I met Maria when I was 18 during the nine months I spent volunteering at Alloa Nursing Home. She was seated upright on her bed when I first came into her room. She wore her usual stoic look that day and demanded that she be moved to another room. When I sat down next to her, Maria told me that she was tired of being in a room where people kept dying. There were two beds in her room for Maria could not afford a private suite, and the last three people who were placed with her died frighteningly at night. Due to her health condition, she was not permitted to have any salt or sweetener, but the appalling blandness of her food paled in comparison to living in what had become a morgue. After more pleading, the doctors and nurses agreed to move Maria into a room of her own, albeit no bigger than a prison cell. We decided to have our chats in the spacious lounge room instead.

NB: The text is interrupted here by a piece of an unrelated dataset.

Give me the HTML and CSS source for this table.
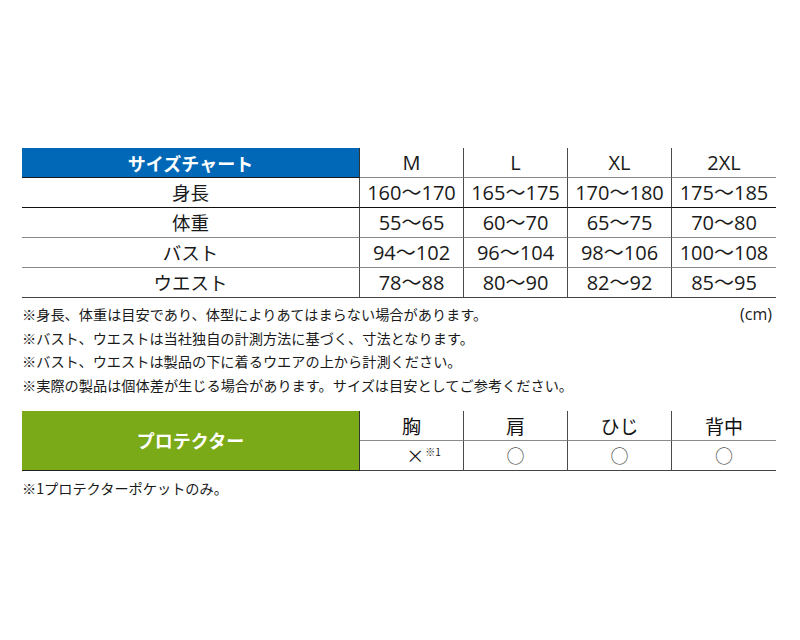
FILE: index.html
```html
<!DOCTYPE html>
<html lang="ja">
<head>
<meta charset="utf-8">
<title>サイズチャート</title>
<link rel="stylesheet" href="styles.css">
</head>
<body>
<div class="page">
  <table class="chart size-chart">
    <colgroup><col class="col-label"><col><col><col><col></colgroup>
    <tr class="head">
      <th class="title blue">サイズチャート</th>
      <th class="num">M</th>
      <th class="num">L</th>
      <th class="num">XL</th>
      <th class="num last">2XL</th>
    </tr>
    <tr class="row line-black">
      <th class="label">身長</th>
      <td class="num">160～170</td>
      <td class="num">165～175</td>
      <td class="num">170～180</td>
      <td class="num last">175～185</td>
    </tr>
    <tr class="row line-gray">
      <th class="label">体重</th>
      <td class="num">55～65</td>
      <td class="num">60～70</td>
      <td class="num">65～75</td>
      <td class="num last">70～80</td>
    </tr>
    <tr class="row line-gray">
      <th class="label">バスト</th>
      <td class="num">94～102</td>
      <td class="num">96～104</td>
      <td class="num">98～106</td>
      <td class="num last">100～108</td>
    </tr>
    <tr class="row line-dark">
      <th class="label">ウエスト</th>
      <td class="num">78～88</td>
      <td class="num">80～90</td>
      <td class="num">82～92</td>
      <td class="num last">85～95</td>
    </tr>
  </table>

  <div class="notes">
    <div class="note-first">
      <p>※身長、体重は目安であり、体型によりあてはまらない場合があります。</p>
      <span class="unit">(cm)</span>
    </div>
    <p>※バスト、ウエストは当社独自の計測方法に基づく、寸法となります。</p>
    <p>※バスト、ウエストは製品の下に着るウエアの上から計測ください。</p>
    <p>※実際の製品は個体差が生じる場合があります。サイズは目安としてご参考ください。</p>
  </div>

  <table class="chart protector">
    <colgroup><col class="col-label"><col><col><col><col></colgroup>
    <tr class="head">
      <th class="title green" rowspan="2">プロテクター</th>
      <th class="part">胸</th>
      <th class="part">肩</th>
      <th class="part">ひじ</th>
      <th class="part last">背中</th>
    </tr>
    <tr class="row line-dark">
      <td class="mark cross">×<sup class="ref">※1</sup></td>
      <td class="mark">○</td>
      <td class="mark">○</td>
      <td class="mark last">○</td>
    </tr>
  </table>

  <p class="footnote">※1プロテクターポケットのみ。</p>
</div>
</body>
</html>
```

FILE: styles.css
```css
html, body {
  margin: 0;
  background: #ffffff;
}

body {
  font-family: "Open Sans", "Noto Sans CJK JP", sans-serif;
  color: #1c1c1c;
}

.page {
  padding: 148px 24px 0 22px;
}

.chart {
  border-collapse: separate;
  border-spacing: 0;
  table-layout: fixed;
  width: 754px;
}

.col-label {
  width: 338px;
}

.chart th,
.chart td {
  box-sizing: border-box;
  padding: 0;
  height: 30px;
  text-align: center;
  vertical-align: middle;
  font-weight: normal;
  border-right: 1px solid #4a4a4a;
  line-height: 1;
}

.chart .last {
  border-right: none;
}

.chart .title {
  color: #ffffff;
  font-family: "Noto Sans CJK JP", sans-serif;
  font-weight: bold;
  font-size: 18px;
  border-right: 1px solid #333333;
}

.blue {
  background: #0068b7;
}

.chart .green {
  height: 60px;
  background: #7aaa17;
  border-bottom: 1px solid #222222;
}

.size-chart .head th {
  border-bottom: 1px solid #8a8a8a;
}

.size-chart .head .title {
  border-bottom: 1px solid #1a1a1a;
}

.num {
  font-size: 20px;
  color: #1a1a1a;
}

.label {
  font-family: "Noto Sans CJK JP", sans-serif;
  font-size: 18.5px;
  color: #1a1a1a;
}

.line-black th,
.line-black td {
  border-bottom: 1px solid #111111;
}

.line-gray th,
.line-gray td {
  border-bottom: 1px solid #8a8a8a;
}

.line-dark th,
.line-dark td {
  border-bottom: 1px solid #444444;
}

.notes {
  margin-top: 5px;
  font-family: "Noto Sans CJK JP", sans-serif;
  font-size: 14.2px;
  line-height: 23.7px;
  color: #1a1a1a;
  width: 753px;
}

.notes p {
  margin: 0;
}

.note-first {
  display: flex;
  justify-content: space-between;
  align-items: baseline;
}

.unit {
  font-family: "Open Sans", sans-serif;
  font-size: 16px;
  padding-right: 3px;
}

.protector {
  margin-top: 13px;
}

.protector .head .part {
  font-family: "Noto Sans CJK JP", sans-serif;
  font-size: 19px;
  color: #111111;
  border-bottom: 1px solid #8a8a8a;
}

.mark {
  font-family: "Noto Sans CJK JP", sans-serif;
  font-size: 18px;
  color: #555555;
}

.chart .cross {
  color: #1a1a1a;
  padding-left: 24px;
}

.ref {
  font-size: 10px;
  vertical-align: 7px;
  margin-left: 1px;
}

.footnote {
  margin: 6px 0 0;
  font-family: "Noto Sans CJK JP", sans-serif;
  font-size: 14.2px;
  line-height: 23.7px;
  color: #1a1a1a;
}
```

Each day I would visit, Maria would be ready and waiting. Sometimes she waited by the glass panels that overlooked the street where I would walk from the train station up to the Home. Maria told me about her trip by sea from Malta to Australia, and her life as a newly-married debutante. She lived the high life in those days - parties, evening gowns, glamorous coiffures, and the exclusive attention of a very handsome and wealthy man. Not having any other relative in Australia, Maria relied totally upon her husband to survive. She never considered pursuing employment or an education, so when the love of her life died, Maria's life went to the grave with him. For fifteen years, she struggled alone, without a single friend. Her late husband's family took no notice of her once he was gone, and she had no children to grow up and care for her.

The highlight of Maria's days was my visit. I would bring her make-up and exotic scarves to make her feel like a saucy young thing again. I would play the piano with her to help her bring to life the songs played before then only in her memories. But most of all, I would listen - to the times when she was alive - and in those thirty minutes or three hours that she would talk, I would see Maria resurrect from her grave - for a fleeting moment.

Many of us are like Maria. Our physical bodies sleep and wake in cyclical motion throughout each day, yet we still only live in the past. Our thoughts and emotions get stuck and we can't seem to move on - until the day we begin to see that we are not really alone, and that embracing each new day does not mean letting go of whatever meant the world to us before.

Maria has passed on now, but I feel blessed to have seen her smile, and one glorious day to have even heard her laugh.